▸ **SUPPLIED MATERIAL**:
--------------------------------------------------

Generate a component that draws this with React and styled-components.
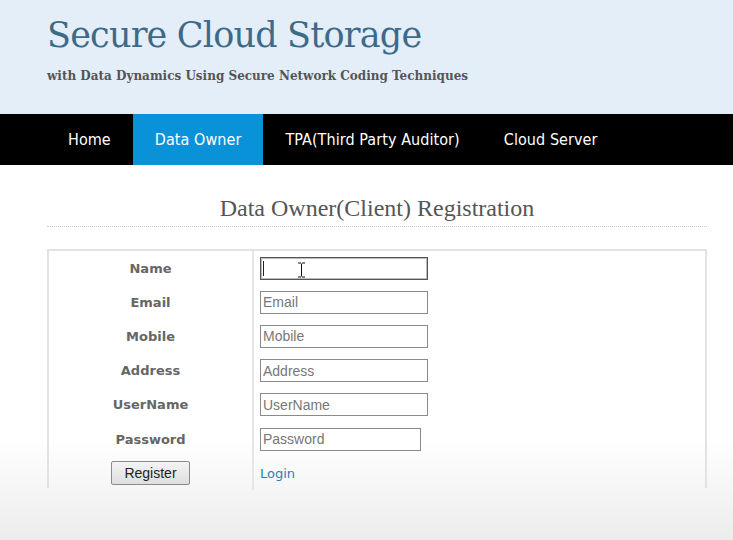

--------------------------------------------------

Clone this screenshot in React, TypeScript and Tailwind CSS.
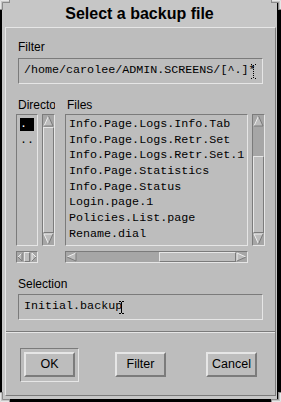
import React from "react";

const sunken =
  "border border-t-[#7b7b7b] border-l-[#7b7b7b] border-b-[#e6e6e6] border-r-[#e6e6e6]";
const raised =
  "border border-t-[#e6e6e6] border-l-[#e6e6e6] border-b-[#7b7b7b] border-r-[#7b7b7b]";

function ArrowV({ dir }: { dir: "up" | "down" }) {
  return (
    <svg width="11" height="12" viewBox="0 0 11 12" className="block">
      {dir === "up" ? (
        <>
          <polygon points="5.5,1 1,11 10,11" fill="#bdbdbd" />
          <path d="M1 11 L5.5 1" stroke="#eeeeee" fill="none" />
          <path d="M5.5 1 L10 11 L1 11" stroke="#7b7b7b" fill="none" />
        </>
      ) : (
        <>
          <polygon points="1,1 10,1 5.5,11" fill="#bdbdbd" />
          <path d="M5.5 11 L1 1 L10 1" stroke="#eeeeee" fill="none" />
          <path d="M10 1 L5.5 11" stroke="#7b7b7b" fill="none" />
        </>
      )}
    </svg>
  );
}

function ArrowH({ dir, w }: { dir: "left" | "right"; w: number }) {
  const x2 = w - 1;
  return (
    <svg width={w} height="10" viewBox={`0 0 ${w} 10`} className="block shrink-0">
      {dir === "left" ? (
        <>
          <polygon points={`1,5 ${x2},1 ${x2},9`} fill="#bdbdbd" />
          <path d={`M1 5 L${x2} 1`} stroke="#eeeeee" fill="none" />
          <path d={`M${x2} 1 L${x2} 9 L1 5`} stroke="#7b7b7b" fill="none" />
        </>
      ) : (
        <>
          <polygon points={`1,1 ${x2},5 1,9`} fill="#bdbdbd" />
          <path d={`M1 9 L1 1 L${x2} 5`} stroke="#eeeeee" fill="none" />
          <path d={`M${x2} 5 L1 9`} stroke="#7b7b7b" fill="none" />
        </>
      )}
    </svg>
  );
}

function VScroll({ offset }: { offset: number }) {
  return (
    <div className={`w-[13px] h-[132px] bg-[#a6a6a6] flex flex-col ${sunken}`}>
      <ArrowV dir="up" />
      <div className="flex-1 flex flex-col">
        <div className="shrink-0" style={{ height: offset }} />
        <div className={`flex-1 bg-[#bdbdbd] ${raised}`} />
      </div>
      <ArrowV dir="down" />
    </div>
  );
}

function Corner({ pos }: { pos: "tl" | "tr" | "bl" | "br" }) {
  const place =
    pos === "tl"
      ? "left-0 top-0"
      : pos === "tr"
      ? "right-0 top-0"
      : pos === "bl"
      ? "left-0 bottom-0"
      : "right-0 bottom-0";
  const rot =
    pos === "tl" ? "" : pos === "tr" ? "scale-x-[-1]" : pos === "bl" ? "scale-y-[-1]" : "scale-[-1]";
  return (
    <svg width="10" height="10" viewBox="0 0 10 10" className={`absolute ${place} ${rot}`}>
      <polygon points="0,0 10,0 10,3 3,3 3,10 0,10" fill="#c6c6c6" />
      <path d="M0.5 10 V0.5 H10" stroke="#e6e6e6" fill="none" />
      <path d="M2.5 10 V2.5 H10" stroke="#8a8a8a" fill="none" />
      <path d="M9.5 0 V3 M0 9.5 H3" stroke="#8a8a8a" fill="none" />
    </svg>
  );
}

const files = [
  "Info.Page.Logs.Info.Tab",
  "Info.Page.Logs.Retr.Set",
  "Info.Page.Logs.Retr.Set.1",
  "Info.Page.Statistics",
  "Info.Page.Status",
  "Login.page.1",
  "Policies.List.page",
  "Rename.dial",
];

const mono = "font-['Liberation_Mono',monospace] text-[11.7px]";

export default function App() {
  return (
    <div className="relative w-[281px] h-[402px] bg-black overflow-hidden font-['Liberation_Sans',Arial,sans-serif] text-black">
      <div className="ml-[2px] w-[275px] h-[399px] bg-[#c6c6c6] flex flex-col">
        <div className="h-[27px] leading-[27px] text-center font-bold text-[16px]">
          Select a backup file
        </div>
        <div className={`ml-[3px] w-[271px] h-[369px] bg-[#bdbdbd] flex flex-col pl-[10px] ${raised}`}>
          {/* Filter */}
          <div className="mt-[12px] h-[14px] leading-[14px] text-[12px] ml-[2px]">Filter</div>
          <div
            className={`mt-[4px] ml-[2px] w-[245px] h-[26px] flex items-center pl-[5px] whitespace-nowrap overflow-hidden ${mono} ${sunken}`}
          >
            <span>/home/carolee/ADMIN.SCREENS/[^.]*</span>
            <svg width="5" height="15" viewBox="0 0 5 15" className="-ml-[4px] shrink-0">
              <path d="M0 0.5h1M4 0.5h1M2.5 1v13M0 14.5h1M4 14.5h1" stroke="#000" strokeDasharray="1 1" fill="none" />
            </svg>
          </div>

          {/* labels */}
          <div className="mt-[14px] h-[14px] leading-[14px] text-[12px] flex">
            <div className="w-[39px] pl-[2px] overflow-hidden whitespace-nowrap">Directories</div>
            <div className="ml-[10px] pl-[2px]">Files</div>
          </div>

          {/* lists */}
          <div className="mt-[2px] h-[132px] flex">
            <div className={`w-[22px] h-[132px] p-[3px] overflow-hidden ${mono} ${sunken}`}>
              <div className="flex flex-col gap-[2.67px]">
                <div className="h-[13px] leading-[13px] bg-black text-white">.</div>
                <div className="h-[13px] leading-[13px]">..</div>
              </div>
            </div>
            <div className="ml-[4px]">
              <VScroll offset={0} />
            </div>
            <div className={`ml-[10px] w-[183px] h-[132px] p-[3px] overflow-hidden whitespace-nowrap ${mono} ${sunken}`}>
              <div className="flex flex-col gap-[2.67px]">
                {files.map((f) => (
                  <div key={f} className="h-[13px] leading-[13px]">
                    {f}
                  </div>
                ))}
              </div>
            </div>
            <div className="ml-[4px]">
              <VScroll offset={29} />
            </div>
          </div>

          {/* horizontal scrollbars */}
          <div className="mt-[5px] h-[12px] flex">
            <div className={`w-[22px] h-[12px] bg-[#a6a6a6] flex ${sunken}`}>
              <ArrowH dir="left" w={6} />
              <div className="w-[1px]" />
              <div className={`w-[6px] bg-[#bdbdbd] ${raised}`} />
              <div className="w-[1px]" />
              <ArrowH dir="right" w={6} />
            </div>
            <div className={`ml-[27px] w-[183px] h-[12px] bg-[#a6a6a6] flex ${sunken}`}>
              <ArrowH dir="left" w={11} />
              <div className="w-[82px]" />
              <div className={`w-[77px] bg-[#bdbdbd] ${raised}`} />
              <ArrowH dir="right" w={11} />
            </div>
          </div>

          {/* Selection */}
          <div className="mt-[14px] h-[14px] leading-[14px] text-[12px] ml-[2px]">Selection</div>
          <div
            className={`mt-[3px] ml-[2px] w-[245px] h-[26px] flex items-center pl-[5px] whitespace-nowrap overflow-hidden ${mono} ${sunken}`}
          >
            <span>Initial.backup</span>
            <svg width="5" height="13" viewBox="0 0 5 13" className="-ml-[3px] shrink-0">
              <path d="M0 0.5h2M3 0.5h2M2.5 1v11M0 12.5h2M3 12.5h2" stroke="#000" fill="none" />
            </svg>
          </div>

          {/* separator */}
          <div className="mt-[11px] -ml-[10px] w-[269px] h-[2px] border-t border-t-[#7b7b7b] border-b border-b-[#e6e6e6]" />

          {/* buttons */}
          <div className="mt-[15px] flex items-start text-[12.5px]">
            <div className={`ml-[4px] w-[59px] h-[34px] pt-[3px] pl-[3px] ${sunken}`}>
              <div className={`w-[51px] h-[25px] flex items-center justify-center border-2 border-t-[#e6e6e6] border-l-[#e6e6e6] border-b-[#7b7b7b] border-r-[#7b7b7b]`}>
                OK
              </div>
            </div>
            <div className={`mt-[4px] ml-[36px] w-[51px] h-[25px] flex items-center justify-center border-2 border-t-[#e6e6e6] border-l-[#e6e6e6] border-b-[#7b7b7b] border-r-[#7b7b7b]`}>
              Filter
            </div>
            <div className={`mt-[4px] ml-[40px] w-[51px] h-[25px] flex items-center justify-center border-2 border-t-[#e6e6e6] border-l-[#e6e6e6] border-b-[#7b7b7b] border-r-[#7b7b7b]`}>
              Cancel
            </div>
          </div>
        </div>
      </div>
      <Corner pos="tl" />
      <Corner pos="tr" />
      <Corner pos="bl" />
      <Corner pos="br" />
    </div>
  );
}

--------------------------------------------------

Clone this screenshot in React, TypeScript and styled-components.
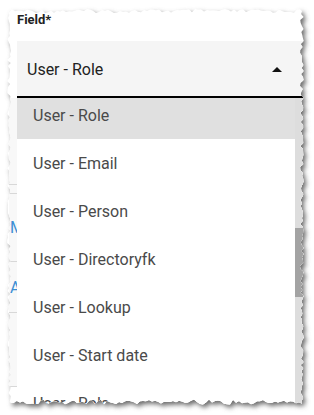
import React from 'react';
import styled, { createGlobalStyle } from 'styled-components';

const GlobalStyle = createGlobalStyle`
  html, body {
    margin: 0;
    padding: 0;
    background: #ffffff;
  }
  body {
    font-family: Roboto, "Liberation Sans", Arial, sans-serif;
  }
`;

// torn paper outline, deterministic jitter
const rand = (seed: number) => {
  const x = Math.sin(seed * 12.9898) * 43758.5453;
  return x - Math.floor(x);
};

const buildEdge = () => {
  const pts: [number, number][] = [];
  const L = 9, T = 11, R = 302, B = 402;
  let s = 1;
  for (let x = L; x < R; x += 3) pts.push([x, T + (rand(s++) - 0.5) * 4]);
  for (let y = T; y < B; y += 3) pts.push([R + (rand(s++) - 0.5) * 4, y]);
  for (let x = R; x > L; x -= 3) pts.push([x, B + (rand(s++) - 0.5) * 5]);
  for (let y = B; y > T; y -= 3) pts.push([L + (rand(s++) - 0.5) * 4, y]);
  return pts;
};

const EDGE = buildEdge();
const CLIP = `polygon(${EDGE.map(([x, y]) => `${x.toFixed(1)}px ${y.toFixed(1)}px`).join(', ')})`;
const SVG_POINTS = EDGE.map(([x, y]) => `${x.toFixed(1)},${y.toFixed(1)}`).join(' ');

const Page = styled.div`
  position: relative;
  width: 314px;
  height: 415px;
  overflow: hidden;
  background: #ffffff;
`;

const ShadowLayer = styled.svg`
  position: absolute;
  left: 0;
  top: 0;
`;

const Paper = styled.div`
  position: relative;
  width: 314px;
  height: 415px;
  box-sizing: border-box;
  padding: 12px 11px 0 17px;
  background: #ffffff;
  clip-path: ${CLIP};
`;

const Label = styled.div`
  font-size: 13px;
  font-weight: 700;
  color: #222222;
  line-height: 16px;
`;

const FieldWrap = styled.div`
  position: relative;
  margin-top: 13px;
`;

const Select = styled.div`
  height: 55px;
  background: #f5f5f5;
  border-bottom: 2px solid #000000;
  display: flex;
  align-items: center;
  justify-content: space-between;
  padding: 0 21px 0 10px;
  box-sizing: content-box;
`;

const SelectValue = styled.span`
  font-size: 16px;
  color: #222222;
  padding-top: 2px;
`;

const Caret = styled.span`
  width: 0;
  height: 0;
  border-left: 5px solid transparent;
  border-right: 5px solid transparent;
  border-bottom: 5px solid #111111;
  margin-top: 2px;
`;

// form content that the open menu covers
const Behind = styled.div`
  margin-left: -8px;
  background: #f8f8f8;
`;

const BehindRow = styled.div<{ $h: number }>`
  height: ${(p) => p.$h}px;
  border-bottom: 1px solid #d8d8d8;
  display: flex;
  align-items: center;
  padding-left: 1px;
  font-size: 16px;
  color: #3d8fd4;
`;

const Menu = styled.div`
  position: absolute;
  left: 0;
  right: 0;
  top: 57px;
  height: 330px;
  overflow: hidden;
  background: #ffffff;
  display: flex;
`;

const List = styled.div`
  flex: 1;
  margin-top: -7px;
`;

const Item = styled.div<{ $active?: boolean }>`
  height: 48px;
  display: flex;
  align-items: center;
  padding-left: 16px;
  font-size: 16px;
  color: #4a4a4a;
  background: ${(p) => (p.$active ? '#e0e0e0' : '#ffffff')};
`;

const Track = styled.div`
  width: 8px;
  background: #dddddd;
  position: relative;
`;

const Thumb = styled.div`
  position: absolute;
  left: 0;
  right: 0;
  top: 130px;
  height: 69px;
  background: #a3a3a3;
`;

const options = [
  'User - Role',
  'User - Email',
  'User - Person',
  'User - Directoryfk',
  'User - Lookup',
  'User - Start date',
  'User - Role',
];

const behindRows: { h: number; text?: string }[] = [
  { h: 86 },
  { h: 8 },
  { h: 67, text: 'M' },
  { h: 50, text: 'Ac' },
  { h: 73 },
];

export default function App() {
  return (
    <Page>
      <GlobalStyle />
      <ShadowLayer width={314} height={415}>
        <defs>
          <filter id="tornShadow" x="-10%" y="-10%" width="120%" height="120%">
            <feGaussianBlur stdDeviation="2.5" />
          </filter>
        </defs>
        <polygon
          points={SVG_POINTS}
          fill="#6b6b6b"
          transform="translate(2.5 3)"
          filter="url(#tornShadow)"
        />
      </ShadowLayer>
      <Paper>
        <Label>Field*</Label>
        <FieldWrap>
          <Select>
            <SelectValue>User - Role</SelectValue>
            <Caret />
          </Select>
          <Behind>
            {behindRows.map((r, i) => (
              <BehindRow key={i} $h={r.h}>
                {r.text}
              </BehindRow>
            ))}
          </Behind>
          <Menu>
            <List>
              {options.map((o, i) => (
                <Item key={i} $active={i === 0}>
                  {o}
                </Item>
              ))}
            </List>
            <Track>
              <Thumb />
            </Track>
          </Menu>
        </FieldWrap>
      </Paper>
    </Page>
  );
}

--------------------------------------------------

▸ **WHAT NEEDS TO BE DONE**: Locate and copy each line in the data above that includes the word "components".

▸ **WRITTEN SOLUTION**:
Generate a component that draws this with React and styled-components.
Clone this screenshot in React, TypeScript and styled-components.
import styled, { createGlobalStyle } from 'styled-components';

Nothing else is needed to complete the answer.